● **What is asked**
Search the material below for the word "styles". Copy every line that has it.

● **Collected data**
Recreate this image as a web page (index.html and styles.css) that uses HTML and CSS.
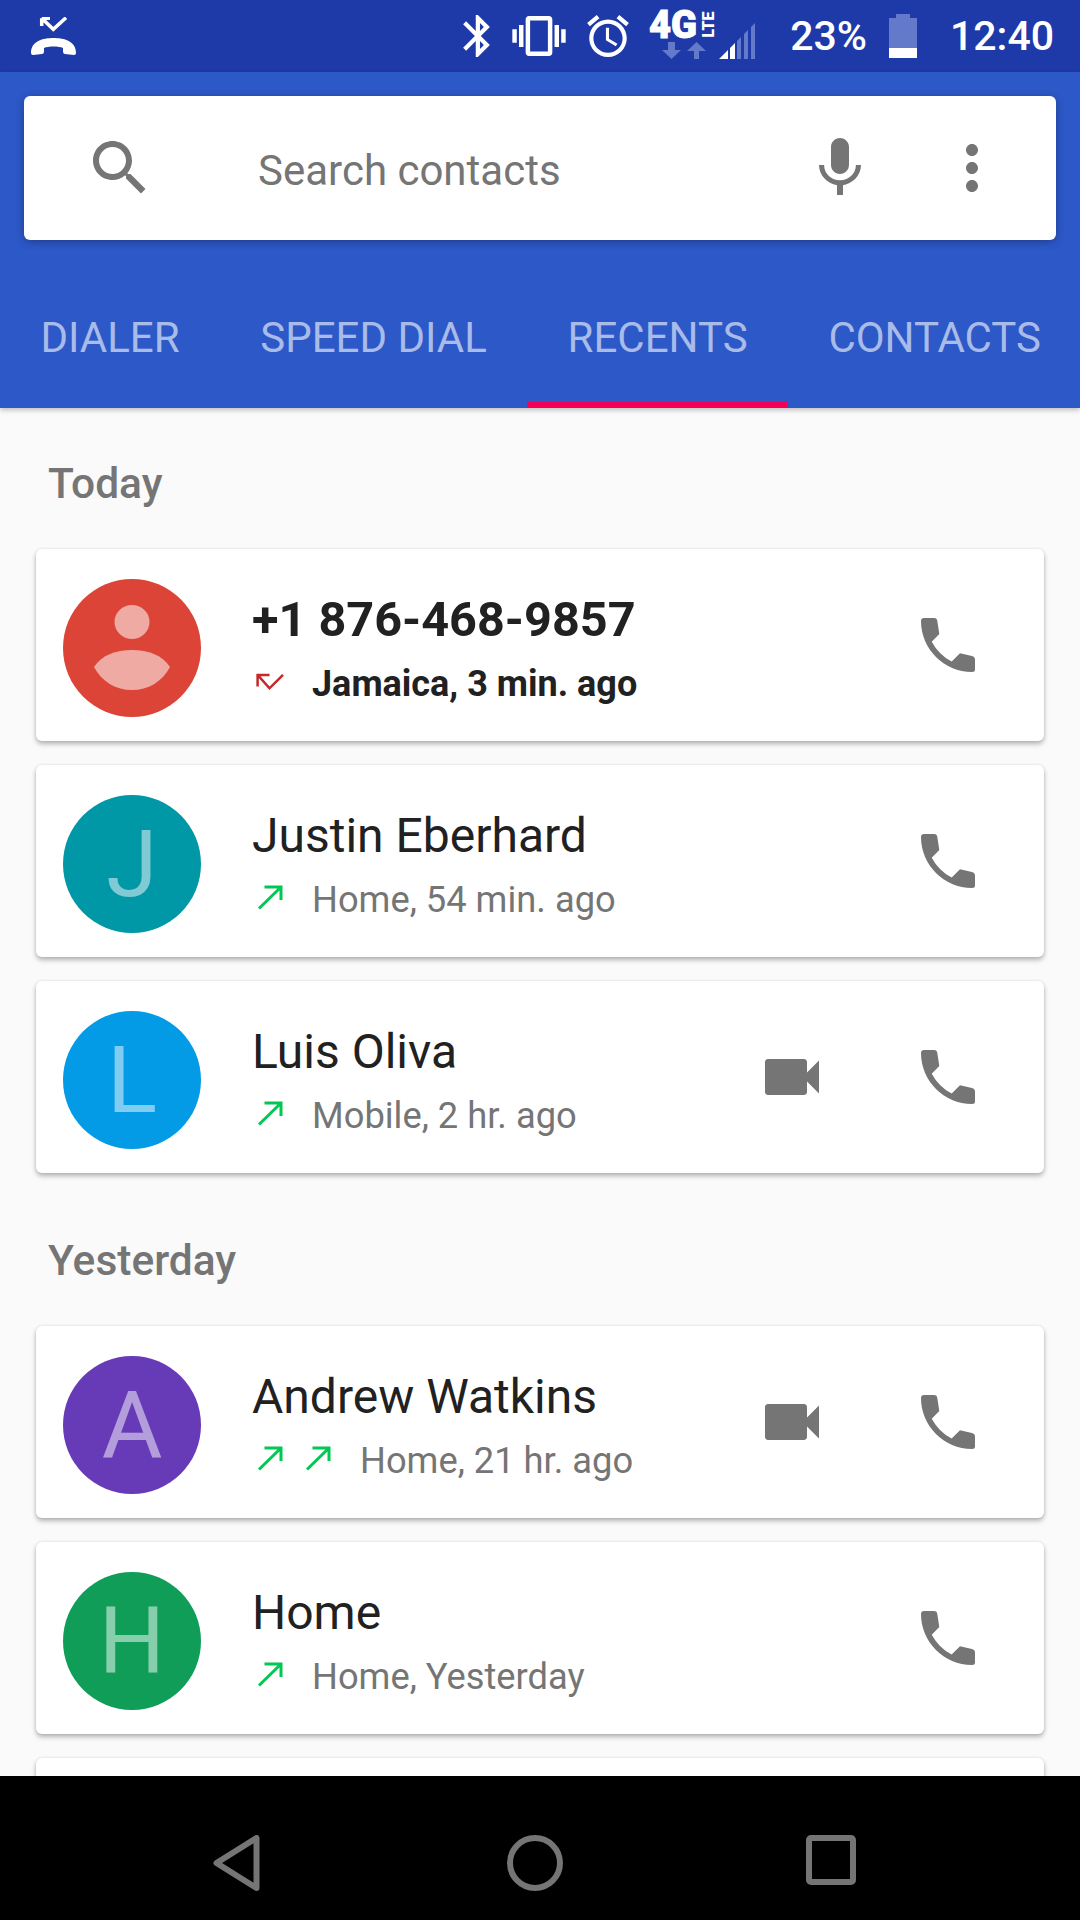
FILE: index.html
```html
<!DOCTYPE html>
<html lang="en">
<head>
<meta charset="utf-8">
<title>Recents</title>
<link rel="stylesheet" href="styles.css">
</head>
<body>
<div class="screen">
  <header class="status">
    <svg class="st-missed" viewBox="0 0 46 39"><path class="st-check" d="M10.7 1.2V9M10.7 1.2H19M10.7 1.2L22.3 12.3L35 .7"/><path class="white" d="M0 36C0 24 12 21 22.5 21C33 21 45 24 45 36Q45 38 43 38L34 37Q32 37 32 34V31C28 29 17 29 13 31V34Q13 37 11 37L2 38Q0 38 0 36Z"/></svg>
    <span class="spacer"></span>
    <svg class="st-bt" viewBox="5 2 12.71 20"><path class="white" d="M17.71 7.71L12 2h-1v7.59L6.41 5 5 6.41 10.59 12 5 17.59 6.41 19 11 14.41V22h1l5.71-5.71-4.3-4.29 4.3-4.29zM13 5.83l1.88 1.88L13 9.59V5.83zm1.88 10.46L13 18.17v-3.76l1.88 1.88z"/></svg>
    <svg class="st-vib" viewBox="0 3 24 18"><path class="white" d="M0 15h2V9H0v6zm3 2h2V7H3v10zm19-8v6h2V9h-2zm-3 8h2V7h-2v10zM16.5 3h-9C6.67 3 6 3.67 6 4.5v15c0 .83.67 1.5 1.5 1.5h9c.83 0 1.5-.67 1.5-1.5v-15c0-.83-.67-1.5-1.5-1.5zM16 19H8V5h8v14z"/></svg>
    <svg class="st-alarm" viewBox="2 1.86 20 20.14"><path class="white" d="M22 5.72l-4.6-3.86-1.29 1.53 4.6 3.86L22 5.72zM7.88 3.39L6.6 1.86 2 5.71l1.29 1.53 4.59-3.85zM12.5 8H11v6l4.75 2.85.75-1.23-4-2.37V8zM12 4c-4.97 0-9 4.03-9 9s4.02 9 9 9c4.97 0 9-4.03 9-9s-4.03-9-9-9zm0 16c-3.87 0-7-3.13-7-7s3.13-7 7-7 7 3.13 7 7-3.13 7-7 7z"/></svg>
    <svg class="st-net" viewBox="0 -10 106 72">
      <text class="net-4g" x="0" y="27.500" textLength="48" lengthAdjust="spacingAndGlyphs">4G</text>
      <text class="net-lte" transform="translate(65 27.500) rotate(-90)" x="0" y="0" textLength="26" lengthAdjust="spacingAndGlyphs">LTE</text>
      <path class="dim" d="M19 32h7v8h6l-9.500 9-9.500-9h6zM45 49v-8h-7l9.500-9 9.500 9h-7v8z"/>
      <path class="white" d="M70 49H79V40ZM81 49H86V33L81 38Z"/>
      <path class="dim" d="M88 49H92V27L88 31ZM95 49H99V20L95 24ZM102 49H106V13L102 17Z"/>
    </svg>
    <span class="st-pct">23%</span>
    <svg class="st-batt" viewBox="0 0 28 44"><path class="dim" d="M7 0H21V4H28V34H0V4H7Z"/><rect class="white" x="0" y="34" width="28" height="10"/></svg>
    <span class="st-time">12:40</span>
  </header>

  <div class="appbar">
    <div class="search">
      <svg class="ic72 ic-search" viewBox="0 0 24 24"><path d="M15.500 14h-.79l-.28-.27C15.410 12.590 16 11.110 16 9.500 16 5.910 13.090 3 9.500 3S3 5.910 3 9.500 5.910 16 9.500 16c1.610 0 3.090-.59 4.230-1.570l.27.28v.79l5 4.990L20.490 19l-4.990-5zm-6 0C7.010 14 5 11.990 5 9.500S7.010 5 9.500 5 14 7.010 14 9.500 11.990 14 9.500 14z"/></svg>
      <span class="search-text">Search contacts</span>
      <svg class="ic72 ic-mic" viewBox="0 0 24 24"><path d="M12 14c1.660 0 2.990-1.340 2.990-3L15 5c0-1.660-1.340-3-3-3S9 3.340 9 5v6c0 1.660 1.340 3 3 3zm5.300-3c0 3-2.540 5.100-5.300 5.100S6.700 14 6.700 11H5c0 3.410 2.720 6.230 6 6.720V21h2v-3.280c3.280-.48 6-3.300 6-6.720h-1.700z"/></svg>
      <svg class="ic72" viewBox="0 0 24 24"><path d="M12 8c1.100 0 2-.9 2-2s-.9-2-2-2-2 .9-2 2 .9 2 2 2zm0 2c-1.100 0-2 .9-2 2s.9 2 2 2 2-.9 2-2-.9-2-2-2zm0 6c-1.100 0-2 .9-2 2s.9 2 2 2 2-.9 2-2-.9-2-2-2z"/></svg>
    </div>
    <nav class="tabs">
      <span class="tab">DIALER</span>
      <span class="tab">SPEED DIAL</span>
      <span class="tab active">RECENTS</span>
      <span class="tab">CONTACTS</span>
    </nav>
  </div>

  <main class="list">
    <svg class="defs" width="0" height="0">
      <defs>
        <path id="phone" d="M9 12Q9 9 12 9H22Q25 9 25.300 12L27.300 25L19.700 32.700Q27 46 39.700 52.600L48 44.200L60 47Q63 48 63 50.500V60.500Q63 63 60 63C32 63 9 40 9 12Z"/>
        <path id="video" d="M17 10.500V7c0-.55-.45-1-1-1H4c-.55 0-1 .45-1 1v10c0 .55.45 1 1 1h12c.55 0 1-.45 1-1v-3.500l4 4v-11l-4 4z"/>
        <path id="out" d="M12.500 5H29V18M29 5L7 26.500"/>
      </defs>
    </svg>

    <h2 class="day">Today</h2>
    <article class="card">
      <div class="avatar red">
        <svg class="person" viewBox="0 0 76 85"><ellipse cx="38" cy="17" rx="17.500" ry="17"/><path d="M0 62C8 50 22 45 38 45C54 45 68 50 76 62C68 77 54 85 38 85C22 85 8 77 0 62Z"/></svg>
      </div>
      <div class="body">
        <div class="name strong">+1 876-468-9857</div>
        <div class="sub strong">
          <svg class="arrow missed" viewBox="0 0 36 36"><path d="M17.500 8.900H5.600V20.600M5.600 8.900L17.500 22.300L31 8.900"/></svg>
          <span class="sub-text">Jamaica, 3 min. ago</span>
        </div>
      </div>
      <svg class="ic72 call" viewBox="0 0 72 72"><use href="#phone"/></svg>
    </article>

    <article class="card">
      <div class="avatar teal"><span class="letter">J</span></div>
      <div class="body">
        <div class="name">Justin Eberhard</div>
        <div class="sub">
          <svg class="arrow" viewBox="0 0 36 36"><use href="#out"/></svg>
          <span class="sub-text">Home, 54 min. ago</span>
        </div>
      </div>
      <svg class="ic72 call" viewBox="0 0 72 72"><use href="#phone"/></svg>
    </article>

    <article class="card">
      <div class="avatar blue"><span class="letter">L</span></div>
      <div class="body">
        <div class="name">Luis Oliva</div>
        <div class="sub">
          <svg class="arrow" viewBox="0 0 36 36"><use href="#out"/></svg>
          <span class="sub-text">Mobile, 2 hr. ago</span>
        </div>
      </div>
      <svg class="ic72 video" viewBox="0 0 24 24"><use href="#video"/></svg>
      <svg class="ic72 call" viewBox="0 0 72 72"><use href="#phone"/></svg>
    </article>

    <h2 class="day later">Yesterday</h2>
    <article class="card">
      <div class="avatar purple"><span class="letter">A</span></div>
      <div class="body">
        <div class="name">Andrew Watkins</div>
        <div class="sub">
          <svg class="arrow" viewBox="0 0 36 36"><use href="#out"/></svg>
          <svg class="arrow" viewBox="0 0 36 36"><use href="#out"/></svg>
          <span class="sub-text">Home, 21 hr. ago</span>
        </div>
      </div>
      <svg class="ic72 video" viewBox="0 0 24 24"><use href="#video"/></svg>
      <svg class="ic72 call" viewBox="0 0 72 72"><use href="#phone"/></svg>
    </article>

    <article class="card">
      <div class="avatar green"><span class="letter">H</span></div>
      <div class="body">
        <div class="name">Home</div>
        <div class="sub">
          <svg class="arrow" viewBox="0 0 36 36"><use href="#out"/></svg>
          <span class="sub-text">Home, Yesterday</span>
        </div>
      </div>
      <svg class="ic72 call" viewBox="0 0 72 72"><use href="#phone"/></svg>
    </article>

    <article class="card"></article>
  </main>

  <footer class="navbar">
    <svg class="nav-back" viewBox="0 0 47 56"><path d="M43.500 3V53L3.500 28Z"/></svg>
    <svg class="nav-home" viewBox="0 0 56 56"><circle cx="28" cy="28" r="25"/></svg>
    <svg class="nav-recent" viewBox="0 0 50 50"><rect x="3" y="3" width="44" height="44" rx="2"/></svg>
  </footer>
</div>
</body>
</html>
```
FILE: styles.css
```css
* { box-sizing: border-box; }
html, body { margin: 0; padding: 0; }
body { font-family: Roboto, "Liberation Sans", sans-serif; background: #fafafa; }

.screen {
  width: 1080px;
  height: 1920px;
  display: flex;
  flex-direction: column;
  overflow: hidden;
  background: #fafafa;
}

.white { fill: #fff; }
.dim { fill: #6379c9; }

/* status bar */
.status {
  flex: none;
  height: 72px;
  background: #1e3aa8;
  display: flex;
  align-items: center;
  padding: 0 26px 0 31px;
  color: #fff;
}
.spacer { flex: 1; }
.st-missed { width: 46px; height: 39px; }
.st-check { fill: none; stroke: #fff; stroke-width: 3.5; }
.st-bt { width: 27px; height: 42px; }
.st-vib { width: 54px; height: 40px; margin-left: 22px; }
.st-alarm { width: 42px; height: 42px; margin-left: 21px; }
.st-net { width: 106px; height: 72px; margin-left: 20px; }
.net-4g { font-family: Roboto, sans-serif; font-weight: 900; font-size: 39px; fill: #fff; stroke: #fff; stroke-width: 1; }
.net-lte { font-family: Roboto, sans-serif; font-weight: 900; font-size: 16px; fill: #fff; }
.st-pct { font-size: 41px; font-weight: 500; margin-left: 35px; line-height: 48px; }
.st-batt { width: 28px; height: 44px; margin-left: 22px; }
.st-time { font-size: 41px; font-weight: 500; margin-left: 33px; line-height: 48px; }

/* app bar */
.appbar {
  flex: none;
  height: 336px;
  background: #2c58c8;
  padding-top: 24px;
  position: relative;
  z-index: 1;
  box-shadow: 0 2px 5px rgba(0, 0, 0, .25);
  display: flex;
  flex-direction: column;
}
.search {
  margin: 0 24px;
  height: 144px;
  background: #fff;
  border-radius: 6px;
  box-shadow: 0 2px 8px rgba(0, 0, 0, .3);
  display: flex;
  align-items: center;
  padding: 0 48px 0 60px;
  gap: 60px;
}
.ic72 { flex: none; width: 72px; height: 72px; fill: #757575; }
.search-text { flex: 1; margin-left: 42px; padding-top: 5px; font-size: 42px; color: #757575; line-height: 48px; }
.tabs { display: flex; height: 168px; }
.tab {
  flex: none;
  padding: 74px 40.400px 0;
  font-size: 42px;
  line-height: 48px;
  white-space: nowrap;
  color: rgba(255, 255, 255, .6);
  border-bottom: 6px solid transparent;
}
.tab.active { border-bottom-color: #f50057; }

/* list */
.list { flex: 1; min-height: 0; overflow: hidden; }
.defs { position: absolute; }
.day {
  margin: 0;
  padding: 52px 0 41px 48px;
  font-size: 42.500px;
  line-height: 48px;
  font-weight: 500;
  color: #757575;
}
.day.later { padding-top: 40px; }

.card {
  margin: 0 36px 24px;
  height: 192px;
  background: #fff;
  border-radius: 6px;
  box-shadow: 0 3px 5px rgba(0, 0, 0, .28), 0 0 3px rgba(0, 0, 0, .1);
  display: flex;
  align-items: center;
  padding: 0 60px 0 27px;
}
.avatar {
  flex: none;
  width: 138px;
  height: 138px;
  margin-top: 5px;
  border-radius: 50%;
  display: flex;
  align-items: center;
  justify-content: center;
}
.red { background: #db4437; }
.teal { background: #0097a7; }
.blue { background: #039be5; }
.purple { background: #673ab7; }
.green { background: #0f9d58; }
.letter { font-size: 93px; font-weight: 400; line-height: 100px; padding-top: 2px; color: rgba(255, 255, 255, .5); }
.person { width: 76px; height: 85px; fill: rgba(255, 255, 255, .55); }

.body { flex: 1; min-width: 0; margin-left: 51px; padding-top: 8px; }
.name { font-size: 48px; line-height: 60px; color: #212121; }
.sub { margin-top: 10px; display: flex; align-items: center; height: 48px; }
.sub-text { margin-left: 12px; font-size: 36.300px; line-height: 48px; color: #757575; }
.name.strong { font-weight: 700; font-size: 48.600px; }
.sub.strong .sub-text { font-weight: 700; font-size: 36px; color: #212121; }
.arrow { flex: none; width: 36px; height: 36px; margin-right: 12px; fill: none; stroke: #00c853; stroke-width: 3; }
.arrow.missed { stroke: #c62828; stroke-width: 2.500; }
.video { margin-right: 84px; }

/* nav bar */
.navbar {
  flex: none;
  height: 144px;
  background: #000;
  display: flex;
  align-items: flex-start;
  padding: 59px 0 0 213px;
}
.navbar svg { flex: none; fill: none; stroke: #757575; stroke-width: 6; stroke-linejoin: round; }
.nav-back { width: 47px; height: 56px; }
.nav-home { width: 56px; height: 56px; margin-left: 247px; }
.nav-recent { width: 50px; height: 50px; margin-left: 243px; }
```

● **Full solution**
Recreate this image as a web page (index.html and styles.css) that uses HTML and CSS.
<link rel="stylesheet" href="styles.css">
FILE: styles.css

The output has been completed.